せたぶん、せたぶん

yokkobukko2010-02-14

またまた朝コーラス。調布へ向かう車のなかで、また小川洋子のラジオ聴く。今日取り上げるのは井伏鱒二翻訳の「ドリトル先生アフリカ行き」。実はわたしドリトルシリーズ未読だというとBも読んでないという。物語の結末、動物たちが去っていった先生を記念して先生の坐ったあとに石を置くというくだり、小川さんの話ぶりがあんまりうまいんで、情景ありありと目に浮かんで、一冊読んだようなゆたかな気分になった。あと邦訳出版にあたって、石井桃子がなんとしてもこれは井伏さん訳でと、なかなか乗り気にならぬ氏に熱心に働きかけて、その腰をあげさせた話や、Dr.DoLittle を「ドリトル先生」にした話おもしろかった。午後、世田谷文学館(せたぶん)に石井桃子展を見に行くつもりでいたので、シンクロニシティですなあ。
午後、予定通り、せたぶんで石井桃子展見る。
親の好み(またはその無頓着)のせいだろうけど、うちにあった世界の児童文学は、岩波少年文庫じゃなかった。多分にそのせいで、ほんとに最近まで、わたしは石井桃子という名前に覚えがなかった。それが展覧会を見て、あら、わたしけっこう、このひとのお世話になっている、と認識をあらたにした。翻訳やその周辺的な活動、文字通り縁の下の力持ち的活動を通して、二次的に三次的に。「いやいやえん」はいまだにずっとわたしのリアルな読みものだ。実家にもあるし、うちにもある。とはいえ、かつての日本のこどもでこのひとのお世話にならずにいることのほうが難しかったかもしれない。

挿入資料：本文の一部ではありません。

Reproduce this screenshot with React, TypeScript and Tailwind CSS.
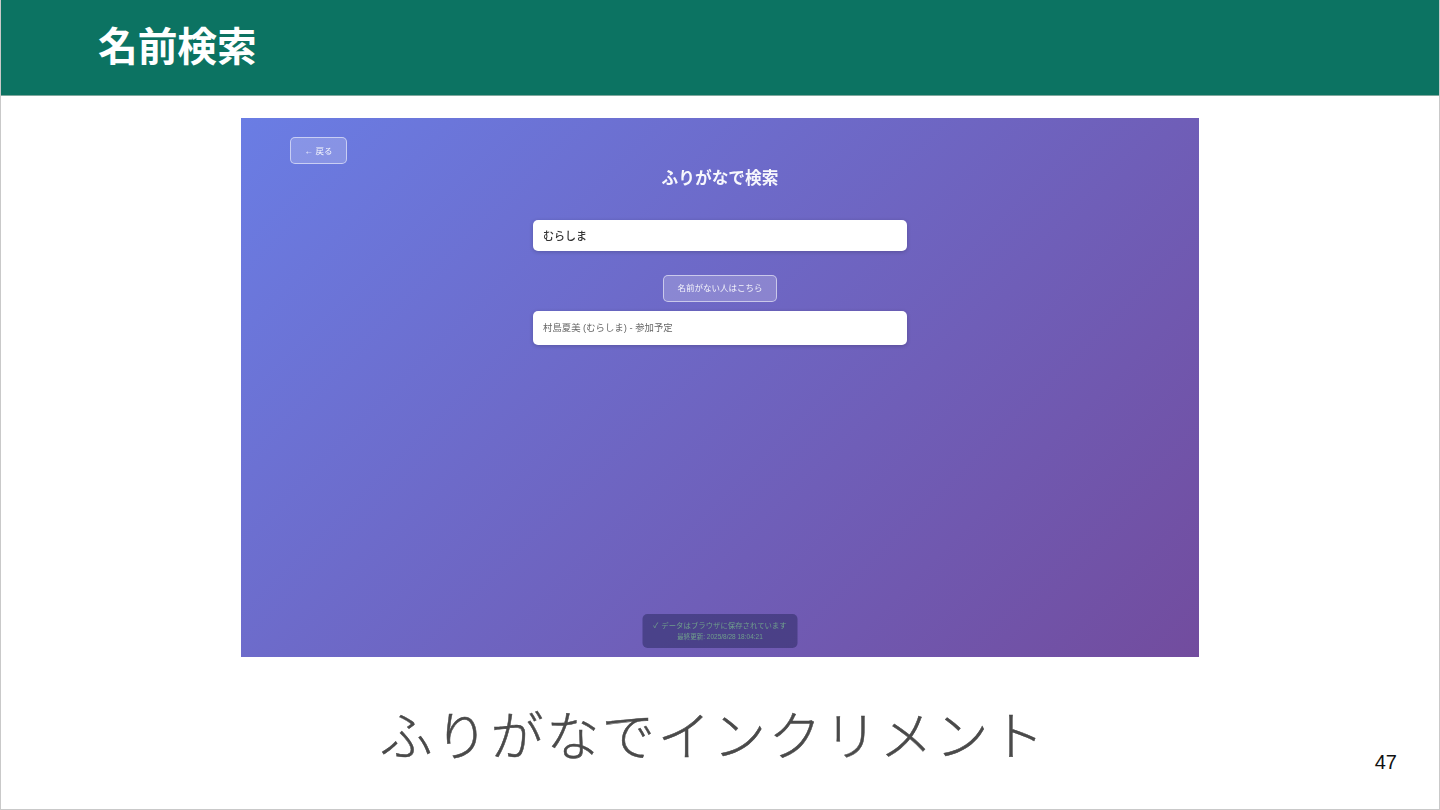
const cjk = "font-['Liberation_Sans','Noto_Sans_CJK_JP',sans-serif]"

function Panel() {
  return (
    <div className="relative mx-auto flex h-[539px] w-[958px] flex-col bg-[linear-gradient(135deg,#6a7de4_0%,#724c9e_100%)] px-[49px] pt-[19px]">
      <div className="flex h-[27px] w-[57px] items-center justify-center rounded-[5px] border-[1.5px] border-white/55 bg-white/20 pt-[1px] text-[8.5px] text-white/90 blur-[0.3px]">
        ← 戻る
      </div>
      <h2 className="mt-[3px] text-center text-[16.7px] leading-[24px] font-bold text-white/95 blur-[0.3px]">ふりがなで検索</h2>
      <div className="mx-auto mt-[29px] flex h-[31px] w-[374px] items-center rounded-[5px] bg-white px-[10px] pt-[1px] text-[11px] font-medium text-[#333] shadow-[0_1px_4px_rgba(0,0,0,0.2)] blur-[0.3px]">
        むらしま
      </div>
      <div className="mx-auto mt-[24px] flex h-[27px] w-[114px] items-center justify-center rounded-[5px] border-[1.5px] border-white/55 bg-white/20 text-[8.5px] text-white/90 blur-[0.3px]">
        名前がない人はこちら
      </div>
      <div className="mx-auto mt-[9px] flex h-[34px] w-[374px] items-center rounded-[5px] bg-white px-[10px] text-[9.4px] text-[#666] shadow-[0_1px_4px_rgba(0,0,0,0.2)] blur-[0.3px]">
        村島夏美 (むらしま) - 参加予定
      </div>
      <div className="absolute bottom-[9px] left-1/2 flex h-[34px] w-[155px] -translate-x-1/2 flex-col items-center justify-center rounded-[5px] bg-[#26265c]/50 text-[#6f9f8c] blur-[0.5px]">
        <span className="flex gap-[3px] text-[7.4px] leading-[12px] whitespace-nowrap"><span>✓</span><span>データはブラウザに保存されています</span></span>
        <span className="text-[6.5px] leading-[10px] whitespace-nowrap">最終更新: 2025/8/28 18:04:21</span>
      </div>
    </div>
  )
}

export default function App() {
  return (
    <div className={`flex h-[810px] w-[1440px] flex-col overflow-hidden border-x border-b border-[#c9c9c9] bg-white ${cjk}`}>
      <header className="-mx-px flex h-[96px] shrink-0 items-center border-b border-[#7fa89e] bg-[#0c7362] pl-[98px]">
        <h1 className="text-[39.7px] leading-none font-bold text-white">名前検索</h1>
      </header>
      <main className="flex flex-1 flex-col pt-[22px]">
        <Panel />
        <div className="relative flex-1">
          <p className="pt-[46px] pr-[14px] text-center text-[53px] leading-[70px] font-light tracking-[2.6px] text-[#4a4a4a] [-webkit-text-stroke:0.5px_#4a4a4a]">ふりがなでインクリメント</p>
          <span className="absolute top-[93px] right-[42px] text-[20px] leading-[24px] text-[#111]">47</span>
        </div>
      </main>
    </div>
  )
}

すこし前にNHKラジオでイギリス児童文学の特集があったときに、昭和の児童文学のフィールドにおけるイギリス児童文学の勢力の大きさに、ちょっとあぜんとしたこと思い出した。たちまち自分の小学校時代、昭和五十年代ごろをふりかえると、教室や図書室の本棚においてイギリス児童文学の占める割合は実に大きかったと思う。プーさんもメアリ・ポピンズもピーターパンも秘密の花園もサミアッド(さみあどん)もホビットさんもアリスも・・・そのほかにもケネス・グレアムとか、ピアスとか・・・(もちろんピッピとかニルスとかトムとハックルベリーとか、もちろんもちろん他所の国のヒーローはいっぱいいたけども、圧倒的集団というか)。それってもしかして岩波少年少女シリーズや、福音書館の傾向の影響、ひいては石井さんの影響なんじゃないか、と思うと、感動とかでなく、ちょっと空恐ろしい気分になる。いまの小学校にはどんな本が置いてあるんだろう。
売店で、展覧会カタログと、こどものころに読み損ねた「たのしい川べ」と「ふくろう小路一番地」買った。